#759 – Block Ness

Base price: $25.
2 – 4 players.
Play time: 15 – 20 minutes.
BGG | Board Game Atlas
Logged plays: 2 

Full disclosure: A review copy of Block Ness was provided by Blue Orange Games.

I’ve been on a real writing kick, lately. Love that, for me, especially because I kind of need to get a few months ahead on reviews so I can take my gaming show on the road again and play a bunch of games. Unsurprisingly, my photography / photo editing setup doesn’t travel particularly well. I’m looking into options, but I don’t think that’s going to actually be a viable thing unless I want to start boxing up a desktop, which, I do not. As a result, to see friends and make plans around travel, I need to start rebuilding a review buffer, and that’s what you’re experiencing now: the fruits of those labors. It’s currently the ninth of May, to give you a sense of where I’m at, which may be good (if you’re reading this in June) or bad (if you’re reading this on May 10th). I never know when I’m going to publish. Either way, new games from our friends at Blue Orange: Block Ness! I’ve been hyped for this one. Let’s see how it plays.

In Block Ness, you’re a lizard. Or a serpent. Are serpents lizards? Now I have to look that up. It looks like snakes evolved from lizards? Now I’m even more confused. And off track. You know what can’t be off track? A giant serpent, confined to a lake, determined to be the only Loch Ness Monster. What, you didn’t know there were more than one? Well, now who looks like they don’t know anything about serpents? It’s me, still, but you were surprised by this startling revelation. As one of many Loch Ness Monsters, you’ve got a limited space to assert yourself in, but you’re going to do your best to take as much of it as possible and force your opponents to settle for less. Will you be able to make Loch Ness your own? Or will you end up going from Nessie to Lessie?



First, remove the segment pieces from the box:

Place the board back onto the box, so that it forms the loch:

Every player takes their starting segment and attaches the head and tail to it, making a tiny serpent. In clockwise order from the start player, they then place their starter segment into the deep waters of the loch (the center, darkest area). You should be ready to start!
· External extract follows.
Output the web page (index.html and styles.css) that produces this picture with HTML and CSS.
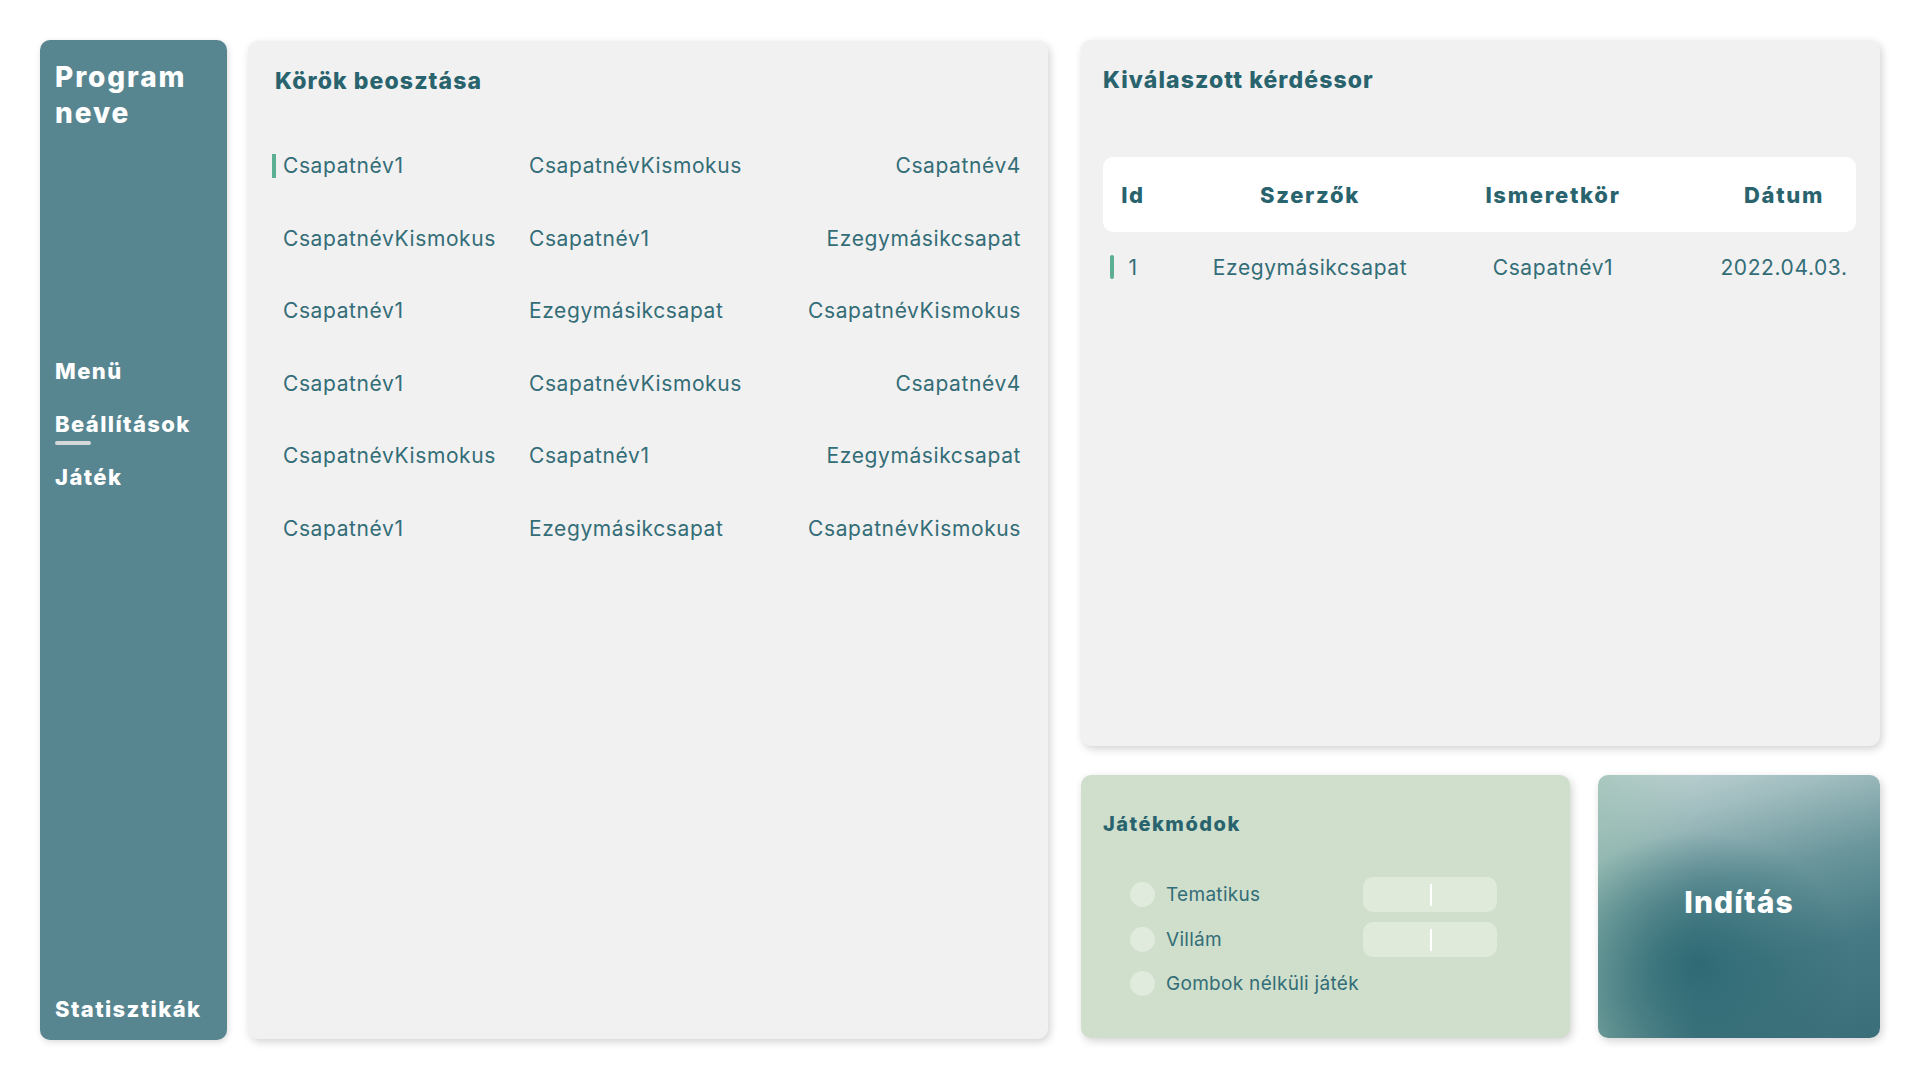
FILE: index.html
```html
<!DOCTYPE html>
<html lang="hu">
<head>
<meta charset="utf-8">
<title>Program neve</title>
<link rel="stylesheet" href="styles.css">
</head>
<body>
<div class="page">
  <aside class="sidebar">
    <div class="brand">Program<br>neve</div>
    <nav class="nav">
      <a class="nav-item">Menü</a>
      <a class="nav-item active">Beállítások</a>
      <a class="nav-item">Játék</a>
    </nav>
    <a class="nav-item stats">Statisztikák</a>
  </aside>

  <section class="panel rounds">
    <h2 class="panel-title">Körök beosztása</h2>
    <div class="round-grid">
      <div class="c1 sel">Csapatnév1</div><div class="c2">CsapatnévKismokus</div><div class="c3">Csapatnév4</div>
      <div class="c1">CsapatnévKismokus</div><div class="c2">Csapatnév1</div><div class="c3">Ezegymásikcsapat</div>
      <div class="c1">Csapatnév1</div><div class="c2">Ezegymásikcsapat</div><div class="c3">CsapatnévKismokus</div>
      <div class="c1">Csapatnév1</div><div class="c2">CsapatnévKismokus</div><div class="c3">Csapatnév4</div>
      <div class="c1">CsapatnévKismokus</div><div class="c2">Csapatnév1</div><div class="c3">Ezegymásikcsapat</div>
      <div class="c1">Csapatnév1</div><div class="c2">Ezegymásikcsapat</div><div class="c3">CsapatnévKismokus</div>
    </div>
  </section>

  <div class="right-col">
    <section class="panel questions">
      <h2 class="panel-title">Kiválaszott kérdéssor</h2>
      <div class="table">
        <div class="thead trow">
          <div class="td">Id</div><div class="td">Szerzők</div><div class="td">Ismeretkör</div><div class="td date">Dátum</div>
        </div>
        <div class="tbody trow">
          <div class="td id"><span class="bar"></span>1</div><div class="td">Ezegymásikcsapat</div><div class="td">Csapatnév1</div><div class="td date">2022.04.03.</div>
        </div>
      </div>
    </section>

    <div class="bottom-row">
      <section class="modes">
        <h3 class="modes-title">Játékmódok</h3>
        <div class="options">
          <div class="opt"><span class="radio"></span><span class="lbl">Tematikus</span><span class="field"><span class="caret"></span></span></div>
          <div class="opt"><span class="radio"></span><span class="lbl">Villám</span><span class="field"><span class="caret"></span></span></div>
          <div class="opt"><span class="radio"></span><span class="lbl">Gombok nélküli játék</span></div>
        </div>
      </section>
      <button class="start">Indítás</button>
    </div>
  </div>
</div>
</body>
</html>
```
FILE: styles.css
```css
* { box-sizing: border-box; }
html, body { margin: 0; padding: 0; background: #ffffff; }
body {
  font-family: Inter, "Noto Sans", "DejaVu Sans", sans-serif;
  color: #2d6871;
}
.page {
  display: flex;
  padding: 40px;
  height: 1080px;
}
.sidebar {
  width: 187px;
  height: 1000px;
  background: #578691;
  border-radius: 10px;
  box-shadow: 1px 2px 6px rgba(0,0,0,0.15);
  padding: 19px 10px 17px 15px;
  display: flex;
  flex-direction: column;
  color: #fff;
}
.brand {
  font-size: 28px;
  font-weight: 800;
  line-height: 36px;
  letter-spacing: 1.9px;
}
.nav {
  margin-top: 226px;
  display: flex;
  flex-direction: column;
  gap: 25px;
}
.nav-item {
  font-size: 22px;
  font-weight: 800;
  line-height: 28px;
  color: #fff;
  letter-spacing: 1.4px;
  white-space: nowrap;
}
.nav-item.active { position: relative; }
.nav-item.active::after {
  content: "";
  position: absolute;
  left: 0;
  top: 31px;
  width: 36px;
  height: 4px;
  border-radius: 2px;
  background: #d4d8d9;
}
.stats { margin-top: auto; }

.panel {
  background: #f1f1f1;
  border-radius: 10px;
  box-shadow: 2px 3px 8px rgba(0,0,0,0.18);
}
.rounds {
  width: 800px;
  margin-left: 21px;
  height: 998px;
  margin-top: 1px;
  padding: 25px 27px 0 24px;
}
.panel-title {
  margin: 0;
  font-size: 23px;
  font-weight: 800;
  line-height: 30px;
  letter-spacing: 1.1px;
  color: #29646e;
  padding-left: 3px;
}
.round-grid {
  margin-top: 58px;
  display: grid;
  grid-template-columns: 257px 1fr auto;
  row-gap: 48.6px;
  font-size: 21px;
  letter-spacing: 0.6px;
  line-height: 24px;
  color: #336d77;
}
.c1 { padding-left: 11px; }
.c1.sel { border-left: 4px solid #5caf92; padding-left: 7px; }
.c3 { justify-self: end; }

.right-col {
  margin-left: 33px;
  flex: 1;
  display: flex;
  flex-direction: column;
  gap: 29px;
}
.questions {
  height: 706px;
  padding: 25px 24px 0 22px;
}
.questions .panel-title { padding-left: 0; }
.table { margin-top: 62px; }
.trow {
  display: grid;
  grid-template-columns: 60px 294px 192px 1fr;
  align-items: center;
}
.thead {
  background: #ffffff;
  border-radius: 10px;
  height: 75px;
  font-size: 22px;
  font-weight: 800;
  letter-spacing: 1.7px;
  color: #29646e;
}
.td { text-align: center; }
.td.date { padding-left: 63px; }
.tbody {
  height: 70px;
  font-size: 21px;
  letter-spacing: 0.6px;
  color: #336d77;
}
.td.id { position: relative; }
.bar {
  position: absolute;
  left: 7px;
  top: 50%;
  margin-top: -12px;
  width: 4px;
  height: 24px;
  border-radius: 2px;
  background: #5caf92;
}

.bottom-row {
  display: flex;
  height: 263px;
  gap: 28px;
}
.modes {
  width: 489px;
  background: #cfdfcc;
  border-radius: 10px;
  box-shadow: 2px 3px 8px rgba(0,0,0,0.18);
  padding: 36px 22px 0 22px;
}
.modes-title {
  margin: 0;
  font-size: 20px;
  font-weight: 800;
  line-height: 26px;
  letter-spacing: 1.5px;
  color: #29646e;
}
.options {
  margin-top: 40px;
  padding-left: 27px;
  display: flex;
  flex-direction: column;
  gap: 9.5px;
}
.opt {
  display: flex;
  align-items: center;
  height: 35px;
}
.radio {
  width: 25px;
  height: 25px;
  border-radius: 50%;
  background: #e0ebdd;
  flex: none;
}
.lbl {
  margin-left: 11px;
  width: 197px;
  font-size: 19px;
  letter-spacing: 0.3px;
  color: #336d77;
  white-space: nowrap;
}
.field {
  width: 134px;
  height: 35px;
  border-radius: 10px;
  background: #dfeadb;
  position: relative;
}
.caret {
  position: absolute;
  left: 67px;
  top: 7px;
  width: 2px;
  height: 22px;
  background: #ffffff;
}
.start {
  flex: 1;
  border: none;
  border-radius: 10px;
  box-shadow: 2px 3px 8px rgba(0,0,0,0.18);
  font-family: inherit;
  font-size: 30px;
  font-weight: 800;
  letter-spacing: 1.1px;
  color: #ffffff;
  padding: 0 0 10px 0;
  background:
    radial-gradient(ellipse 55% 50% at 35% 72%, rgba(46,106,116,0.95) 0%, rgba(46,106,116,0) 100%),
    linear-gradient(to right, rgba(150,190,175,0.6) 0%, rgba(150,190,175,0) 35%),
    linear-gradient(165deg, #c5d6d7 0%, #a2bec0 18%, #6a969c 42%, #467a84 68%, #3a6e78 100%);
  cursor: pointer;
}
```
This one isn’t too tough. On your turn, you’re going to extend your serpent by placing a new segment in one of the six spots adjacent to the head or tail of your existing serpent. The other end of the segment is placed in a hole that it can fit into, with the following restrictions:

  • You can only play vertically or horizontally. No diagonals!
  • You are limited by player count. At two, you can only use the central dark area. At three, you may use that plus the medium blue area. At four, you may use the entire surface.
  • You may cross over any player’s segments. You may even cross completely over it, if the old piece fits completely underneath of your piece. However, there are a few rules here, too:
    • You cannot cross over an opponent’s head or tail. Consider those infinitely tall; even if it would fit, it’s rude.
    • You cannot cross over a segment of the same height as your segment. Even if it would fit, you cannot do it.
  • You cannot cross under a player’s segments. You can only cross over, following those rules above.

If you cannot place a segment under these restrictions, you are blocked and lose your turn. Note that this means that you may be able to play later!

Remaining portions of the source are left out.